In the same manner as Bosnia and Herzegovina, Kosovo is under heavy EU influence, particularly after the de facto transfer from UN to EU authority. In theory Kosovo is supervised by EU missions, with justice and policing personal training and helping to build up the state institutions. However the EU mission does enjoy certain executive powers over the state and has a responsibility to maintain stability and order. Like Bosnia, Kosovo has been termed an "EU protectorate".
However, there is also the largely defunct term of associate member. It has occasionally been applied to states which have signed an association agreement with the EU. Associate membership is not a formal classification and does not entitle the state to any of the representation of free movement rights that full membership allows. The term is almost unheard of in the modern context and was primarily used in the earlier days of the EU with countries such as Greece and Turkey. Turkey's association agreement was the 1963 Ankara Agreement, implying that Turkey became an associate member that year. Present association agreements include the Stabilisation and Association Agreements with the western Balkans; these states are no longer termed "associate members".

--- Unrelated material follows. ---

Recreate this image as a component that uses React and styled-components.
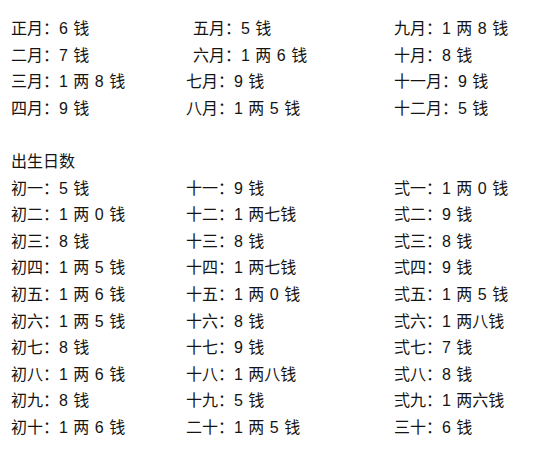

The presidency of the Council rotates among the EU member states every 6 months
Member states take it in turns to assume the presidency of the Council of Ministers for six months at a time in accordance with a pre-established rota.
The 1951 treaty which created the European Coal and Steel Community (a precursor to the European Economic Community and later European Union) provided for a representative assembly of members drawn from the participating nations' national parliaments. In June 1979, the nine EEC countries held the first direct elections to the European Parliament.